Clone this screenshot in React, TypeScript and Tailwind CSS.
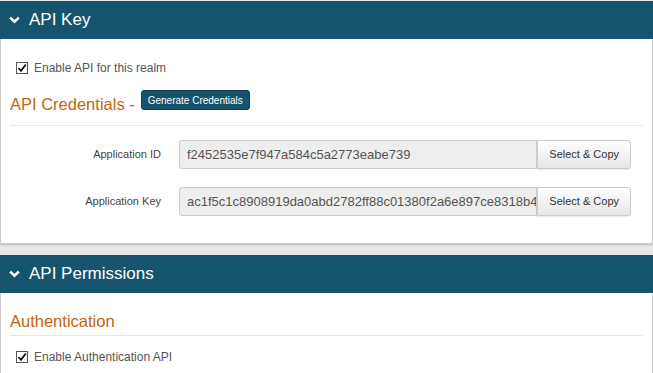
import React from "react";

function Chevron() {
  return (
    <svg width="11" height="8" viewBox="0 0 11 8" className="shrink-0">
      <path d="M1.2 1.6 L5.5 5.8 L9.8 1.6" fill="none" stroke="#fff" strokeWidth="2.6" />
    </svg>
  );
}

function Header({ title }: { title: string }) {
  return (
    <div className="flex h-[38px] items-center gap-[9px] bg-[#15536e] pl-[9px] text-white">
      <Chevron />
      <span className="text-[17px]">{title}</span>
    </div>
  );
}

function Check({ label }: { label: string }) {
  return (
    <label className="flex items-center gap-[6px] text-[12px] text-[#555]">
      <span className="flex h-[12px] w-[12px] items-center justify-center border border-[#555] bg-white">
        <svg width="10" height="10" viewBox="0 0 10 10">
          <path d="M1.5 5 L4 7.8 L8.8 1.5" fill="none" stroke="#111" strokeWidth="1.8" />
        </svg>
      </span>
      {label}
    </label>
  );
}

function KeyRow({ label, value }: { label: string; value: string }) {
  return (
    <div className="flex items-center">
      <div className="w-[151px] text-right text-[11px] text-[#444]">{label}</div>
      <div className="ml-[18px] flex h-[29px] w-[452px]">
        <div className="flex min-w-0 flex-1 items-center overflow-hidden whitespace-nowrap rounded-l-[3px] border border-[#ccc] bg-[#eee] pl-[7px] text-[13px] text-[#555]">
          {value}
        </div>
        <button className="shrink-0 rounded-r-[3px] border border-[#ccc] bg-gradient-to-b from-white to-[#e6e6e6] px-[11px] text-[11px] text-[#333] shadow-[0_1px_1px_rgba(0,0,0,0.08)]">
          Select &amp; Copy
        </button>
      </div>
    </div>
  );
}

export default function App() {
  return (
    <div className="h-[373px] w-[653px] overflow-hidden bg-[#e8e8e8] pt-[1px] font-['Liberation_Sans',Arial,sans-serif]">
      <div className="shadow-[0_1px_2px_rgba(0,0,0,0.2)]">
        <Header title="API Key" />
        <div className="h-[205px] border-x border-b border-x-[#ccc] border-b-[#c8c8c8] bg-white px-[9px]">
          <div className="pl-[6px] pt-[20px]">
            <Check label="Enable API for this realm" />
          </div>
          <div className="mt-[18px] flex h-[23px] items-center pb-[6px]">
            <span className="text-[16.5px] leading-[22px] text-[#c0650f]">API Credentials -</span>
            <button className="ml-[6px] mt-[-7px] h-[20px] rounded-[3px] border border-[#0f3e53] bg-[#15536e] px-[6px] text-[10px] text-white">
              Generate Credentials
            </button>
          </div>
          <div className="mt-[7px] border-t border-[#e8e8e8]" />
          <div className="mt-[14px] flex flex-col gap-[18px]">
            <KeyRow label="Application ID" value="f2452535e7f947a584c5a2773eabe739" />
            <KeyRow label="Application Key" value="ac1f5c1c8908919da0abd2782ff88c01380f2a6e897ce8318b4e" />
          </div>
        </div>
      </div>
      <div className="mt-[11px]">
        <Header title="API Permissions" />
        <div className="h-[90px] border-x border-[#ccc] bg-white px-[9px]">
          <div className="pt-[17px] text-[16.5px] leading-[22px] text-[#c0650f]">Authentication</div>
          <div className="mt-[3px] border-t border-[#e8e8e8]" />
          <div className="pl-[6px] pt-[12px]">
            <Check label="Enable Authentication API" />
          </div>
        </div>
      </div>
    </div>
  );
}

▶ _Instruction_: Repeat, exactly and in full, each line from the start of the data to the line that contains "import React from". Pictures do not go in.

▶ _The answer_:
Clone this screenshot in React, TypeScript and Tailwind CSS.
import React from "react";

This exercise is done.